Maintains and extensive museum about the original THBC at the original Bleemel building.

Others 


"By the time Prohibition became law in 1918, Terre Haute had seen 30 breweries open and close. Terre Haute's first brewery was opened by George Hager in 1835 at Outlet 23, but soon after was destroyed by fire." - Vigo County Library
Timeline of History


"George and Henry Glick's brewery, built in 1854 at the southwest corner of Water and Wabash, is now the site of Willard Kidder's Wabash Flour Mills."

"During the Civil War, the Confederate prison was housed in the former pork packing plant on the hill at the southeast corner of First and Park streets, now the Wabash Distillery's bonded warehouse."

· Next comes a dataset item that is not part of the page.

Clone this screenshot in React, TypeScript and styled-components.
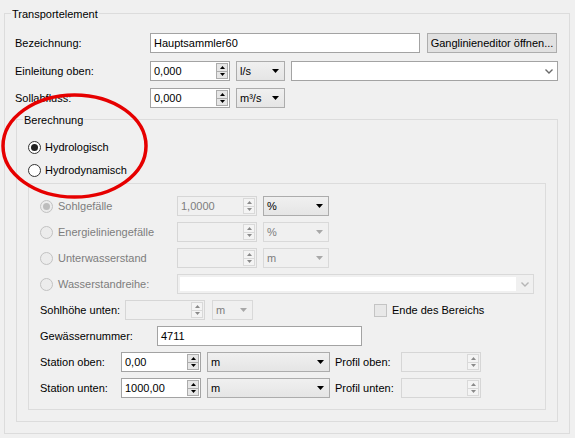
import React from "react";
import styled, { createGlobalStyle } from "styled-components";

const GlobalStyle = createGlobalStyle`
  html, body { margin: 0; padding: 0; background: #f0f0f0; }
  body {
    font-family: "Liberation Sans", Arial, sans-serif;
    font-size: 11px;
    color: #000;
  }
  * { box-sizing: border-box; }
`;

const DISABLED_TEXT = "#7d7d7d";

const Page = styled.div`
  position: relative;
  width: 575px;
  height: 438px;
  padding: 13px 0 0 4px;
  background: #f0f0f0;
  overflow: hidden;
`;

const GroupBox = styled.div<{ $w: number; $h: number; $ml?: number; $mt?: number }>`
  display: flex;
  flex-direction: column;
  width: ${(p) => p.$w}px;
  height: ${(p) => p.$h}px;
  margin: ${(p) => p.$mt ?? 0}px 0 0 ${(p) => p.$ml ?? 0}px;
  border: 1px solid #dcdcdc;
  flex: none;
`;

const GroupTitle = styled.div`
  align-self: flex-start;
  margin: -6px 0 0 6px;
  padding: 0 1px;
  line-height: 13px;
  height: 13px;
  background: #f0f0f0;
  white-space: nowrap;
`;

const Row = styled.div<{ $mt: number; $ml?: number; $h?: number }>`
  display: flex;
  align-items: center;
  height: ${(p) => p.$h ?? 20}px;
  margin: ${(p) => p.$mt}px 0 0 ${(p) => p.$ml ?? 0}px;
  flex: none;
`;

const Label = styled.div<{ $w?: number; $disabled?: boolean; $ml?: number }>`
  width: ${(p) => (p.$w ? `${p.$w}px` : "auto")};
  margin-left: ${(p) => p.$ml ?? 0}px;
  flex: none;
  white-space: nowrap;
  line-height: 13px;
  color: ${(p) => (p.$disabled ? DISABLED_TEXT : "#000")};
`;

const TextBox = styled.div<{ $w: number }>`
  width: ${(p) => p.$w}px;
  height: 20px;
  flex: none;
  border: 1px solid #a3a3a3;
  background: #fff;
  padding-left: 3px;
  line-height: 18px;
  white-space: nowrap;
`;

const PushButton = styled.div<{ $w: number; $ml?: number }>`
  width: ${(p) => p.$w}px;
  height: 20px;
  margin-left: ${(p) => p.$ml ?? 0}px;
  flex: none;
  border: 1px solid #adadad;
  background: #e1e1e1;
  display: flex;
  align-items: center;
  justify-content: center;
  white-space: nowrap;
`;

/* ---------- Spin box ---------- */

const SpinFrame = styled.div<{ $w: number; $ml?: number; $disabled?: boolean }>`
  display: flex;
  align-items: stretch;
  width: ${(p) => p.$w}px;
  height: 20px;
  margin-left: ${(p) => p.$ml ?? 0}px;
  flex: none;
  padding: 1px 1px 1px 0;
  border: 1px solid ${(p) => (p.$disabled ? "#d6d6d6" : "#a3a3a3")};
  background: ${(p) => (p.$disabled ? "#f0f0f0" : "#fff")};
`;

const SpinValue = styled.div<{ $disabled?: boolean }>`
  flex: 1;
  padding-left: 3px;
  line-height: 16px;
  white-space: nowrap;
  color: ${(p) => (p.$disabled ? DISABLED_TEXT : "#000")};
`;

const SpinButtons = styled.div<{ $disabled?: boolean }>`
  width: 12px;
  display: flex;
  flex-direction: column;
  border: 1px solid ${(p) => (p.$disabled ? "#d9d9d9" : "#acacac")};
  background: ${(p) => (p.$disabled ? "#f4f4f4" : "#e6e6e6")};
`;

const SpinHalf = styled.div<{ $top?: boolean; $disabled?: boolean }>`
  flex: 1;
  display: flex;
  align-items: center;
  justify-content: center;
  border-bottom: ${(p) => (p.$top ? `1px solid ${p.$disabled ? "#d9d9d9" : "#acacac"}` : "none")};
`;

const Tri: React.FC<{ up?: boolean; color: string; w?: number; h?: number }> = ({ up, color, w = 5, h = 3 }) => (
  <svg width={w} height={h} viewBox={`0 0 ${w} ${h}`} style={{ display: "block" }}>
    {up ? (
      <polygon points={`0,${h} ${w / 2},0 ${w},${h}`} fill={color} />
    ) : (
      <polygon points={`0,0 ${w},0 ${w / 2},${h}`} fill={color} />
    )}
  </svg>
);

const SpinBox: React.FC<{ w?: number; ml?: number; value?: string; disabled?: boolean }> = ({
  w = 80,
  ml,
  value = "",
  disabled,
}) => {
  const c = disabled ? "#8a8a8a" : "#000";
  return (
    <SpinFrame $w={w} $ml={ml} $disabled={disabled}>
      <SpinValue $disabled={disabled}>{value}</SpinValue>
      <SpinButtons $disabled={disabled}>
        <SpinHalf $top $disabled={disabled}>
          <Tri up color={c} />
        </SpinHalf>
        <SpinHalf $disabled={disabled}>
          <Tri color={c} />
        </SpinHalf>
      </SpinButtons>
    </SpinFrame>
  );
};

/* ---------- Combo boxes ---------- */

const DropList = styled.div<{ $w: number; $ml?: number; $disabled?: boolean }>`
  display: flex;
  align-items: center;
  justify-content: space-between;
  width: ${(p) => p.$w}px;
  height: 20px;
  margin-left: ${(p) => p.$ml ?? 0}px;
  flex: none;
  padding: 0 5px 0 3px;
  border: 1px solid ${(p) => (p.$disabled ? "#d9d9d9" : "#acacac")};
  background: ${(p) => (p.$disabled ? "#f0f0f0" : "linear-gradient(#f0f0f0, #e5e5e5)")};
  color: ${(p) => (p.$disabled ? DISABLED_TEXT : "#000")};
  white-space: nowrap;
`;

const ComboBox: React.FC<{ w: number; ml?: number; value: string; disabled?: boolean }> = ({
  w,
  ml,
  value,
  disabled,
}) => (
  <DropList $w={w} $ml={ml} $disabled={disabled}>
    <span>{value}</span>
    <Tri color={disabled ? "#a8a8a8" : "#000"} w={7} h={4} />
  </DropList>
);

const EditFrame = styled.div<{ $w: number; $ml?: number; $disabled?: boolean }>`
  display: flex;
  align-items: stretch;
  width: ${(p) => p.$w}px;
  height: 20px;
  margin-left: ${(p) => p.$ml ?? 0}px;
  flex: none;
  border: 1px solid ${(p) => (p.$disabled ? "#d9d9d9" : "#a3a3a3")};
  background: ${(p) => (p.$disabled ? "#f0f0f0" : "#fff")};
  padding: ${(p) => (p.$disabled ? "2px 0 2px 2px" : "0")};
`;

const EditField = styled.div`
  flex: 1;
  background: #fff;
`;

const ChevronCell = styled.div`
  width: 17px;
  display: flex;
  align-items: center;
  justify-content: center;
`;

const Chevron: React.FC<{ color: string }> = ({ color }) => (
  <svg width="8" height="5" viewBox="0 0 8 5" style={{ display: "block" }}>
    <polyline points="0.5,0.5 4,4 7.5,0.5" fill="none" stroke={color} strokeWidth="1.4" />
  </svg>
);

const EditCombo: React.FC<{ w: number; ml?: number; disabled?: boolean }> = ({ w, ml, disabled }) => (
  <EditFrame $w={w} $ml={ml} $disabled={disabled}>
    <EditField />
    <ChevronCell>
      <Chevron color={disabled ? "#b5b5b5" : "#6a6a6a"} />
    </ChevronCell>
  </EditFrame>
);

/* ---------- Radio / Checkbox ---------- */

const RadioWrap = styled.div<{ $w?: number; $ml?: number }>`
  display: flex;
  align-items: center;
  width: ${(p) => (p.$w ? `${p.$w}px` : "auto")};
  margin-left: ${(p) => p.$ml ?? 0}px;
  flex: none;
`;

const RadioCircle = styled.span<{ $checked?: boolean; $disabled?: boolean }>`
  width: 13px;
  height: 13px;
  flex: none;
  border-radius: 50%;
  border: 1px solid ${(p) => (p.$disabled ? "#c2c2c2" : "#333")};
  background: ${(p) => (p.$disabled ? "#ececec" : "#fff")};
  display: flex;
  align-items: center;
  justify-content: center;
  &::after {
    content: "";
    display: ${(p) => (p.$checked ? "block" : "none")};
    width: 7px;
    height: 7px;
    border-radius: 50%;
    background: ${(p) => (p.$disabled ? "#bdbdbd" : "#222")};
  }
`;

const RadioText = styled.span<{ $disabled?: boolean; $gap: number }>`
  margin-left: ${(p) => p.$gap}px;
  line-height: 13px;
  white-space: nowrap;
  color: ${(p) => (p.$disabled ? DISABLED_TEXT : "#000")};
`;

const Radio: React.FC<{
  label: string;
  checked?: boolean;
  disabled?: boolean;
  w?: number;
  ml?: number;
  gap?: number;
}> = ({ label, checked, disabled, w, ml, gap = 5 }) => (
  <RadioWrap $w={w} $ml={ml}>
    <RadioCircle $checked={checked} $disabled={disabled} />
    <RadioText $disabled={disabled} $gap={gap}>
      {label}
    </RadioText>
  </RadioWrap>
);

const CheckBoxBox = styled.span`
  width: 13px;
  height: 13px;
  flex: none;
  border: 1px solid #c4c4c4;
  background: #e8e8e8;
`;

const CheckWrap = styled.div<{ $ml: number }>`
  display: flex;
  align-items: center;
  margin-left: ${(p) => p.$ml}px;
  flex: none;
`;

/* ---------- Annotation ---------- */

const Annotation = styled.svg`
  position: absolute;
  left: 0;
  top: 0;
  pointer-events: none;
`;

export default function App() {
  return (
    <>
      <GlobalStyle />
      <Page>
        <GroupBox $w={566} $h={421}>
          <GroupTitle>Transportelement</GroupTitle>

          <Row $mt={12} $ml={10}>
            <Label $w={135}>Bezeichnung:</Label>
            <TextBox $w={270}>Hauptsammler60</TextBox>
            <PushButton $w={130} $ml={7}>
              Ganglinieneditor öffnen...
            </PushButton>
          </Row>

          <Row $mt={8} $ml={10}>
            <Label $w={135}>Einleitung oben:</Label>
            <SpinBox value="0,000" />
            <ComboBox w={49} ml={6} value="l/s" />
            <EditCombo w={267} ml={6} />
          </Row>

          <Row $mt={7} $ml={10}>
            <Label $w={135}>Sollabfluss:</Label>
            <SpinBox value="0,000" />
            <ComboBox w={49} ml={6} value="m³/s" />
          </Row>

          <GroupBox $w={542} $h={303} $ml={11} $mt={11}>
            <GroupTitle>Berechnung</GroupTitle>

            <Row $mt={14} $ml={11} $h={13}>
              <Radio label="Hydrologisch" checked gap={4} />
            </Row>
            <Row $mt={10} $ml={11} $h={13}>
              <Radio label="Hydrodynamisch" gap={4} />
            </Row>

            <GroupBox $w={518} $h={227} $ml={11} $mt={6}>
              <Row $mt={12} $ml={11}>
                <Radio label="Sohlgefälle" checked disabled w={137} />
                <SpinBox value="1,0000" disabled />
                <ComboBox w={66} ml={6} value="%" />
              </Row>
              <Row $mt={6} $ml={11}>
                <Radio label="Energieliniengefälle" disabled w={137} />
                <SpinBox disabled />
                <ComboBox w={66} ml={6} value="%" disabled />
              </Row>
              <Row $mt={6} $ml={11}>
                <Radio label="Unterwasserstand" disabled w={137} />
                <SpinBox disabled />
                <ComboBox w={66} ml={6} value="m" disabled />
              </Row>
              <Row $mt={6} $ml={11}>
                <Radio label="Wasserstandreihe:" disabled w={137} />
                <EditCombo w={357} disabled />
              </Row>
              <Row $mt={6} $ml={11}>
                <Label $w={85}>Sohlhöhe unten:</Label>
                <SpinBox disabled />
                <ComboBox w={41} ml={7} value="m" disabled />
                <CheckWrap $ml={121}>
                  <CheckBoxBox />
                  <Label $ml={5}>Ende des Bereichs</Label>
                </CheckWrap>
              </Row>
              <Row $mt={6} $ml={11}>
                <Label $w={117}>Gewässernummer:</Label>
                <TextBox $w={205}>4711</TextBox>
              </Row>
              <Row $mt={6} $ml={11}>
                <Label $w={81}>Station oben:</Label>
                <SpinBox value="0,00" />
                <ComboBox w={123} ml={6} value="m" />
                <Label $w={66} $ml={5}>
                  Profil oben:
                </Label>
                <SpinBox disabled />
              </Row>
              <Row $mt={6} $ml={11}>
                <Label $w={81}>Station unten:</Label>
                <SpinBox value="1000,00" />
                <ComboBox w={123} ml={6} value="m" />
                <Label $w={66} $ml={5}>
                  Profil unten:
                </Label>
                <SpinBox disabled />
              </Row>
            </GroupBox>
          </GroupBox>
        </GroupBox>

        <Annotation width="575" height="438" viewBox="0 0 575 438">
          <ellipse cx="74.5" cy="146" rx="71.5" ry="51" fill="none" stroke="#e60000" strokeWidth="3.5" />
        </Annotation>
      </Page>
    </>
  );
}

"Imbrey's Brewery and John Bergholz's brewery were on the northwest corner of Seventh and Sycamore streets south of the Wabash & Erie Canal."

"Max Reesman's brewery was north of the canal and south of the railroad on North Seventh Street."

"Albert Hertwig's brewery was at the corner of Eighth and Poplar streets before 1860."

- from a Tribune-Star Column by Mike McCormick


George Hager had a brewery that burnt down in 1835.

There was a distillery at Water and Sheets Streets before 1840.


The major distillery in Terre Haute had roots back to 1840 when formed by Ezra W. Smith and Horace Button. This operation burned in 1847 but was rebuilt by Smith. Alexander McGregor bought it in 1850 and did profitable business during the Civil War. Herman Hulman bought it from Smith in 1870. By 1880 this distillery, then at First and Wilson Streets, was owned by Crawford Fairbanks and Robert S. Cox and was in the news when a boiler explosion killed 7 people. On June 29, 1884, a this 4-story distillery (by then owned by Fairbanks and Duenweg) burnt to the ground. It was reported that 300 hogs were roasted when the fire spread to nearby barn. The distillery was rebuilt, becoming the Indiana Distilling Company. In 1895 they built a 6-story Majestic Distillery that was thought to be the world's largest with a capacity of 60,000 gallons a day.

The Merchants Distilling Co was founded in 1898 by Fred B. Smith and had a capacity of 15,000 gallons daily. It was on south First St. This enterprise was reopened after prohibition.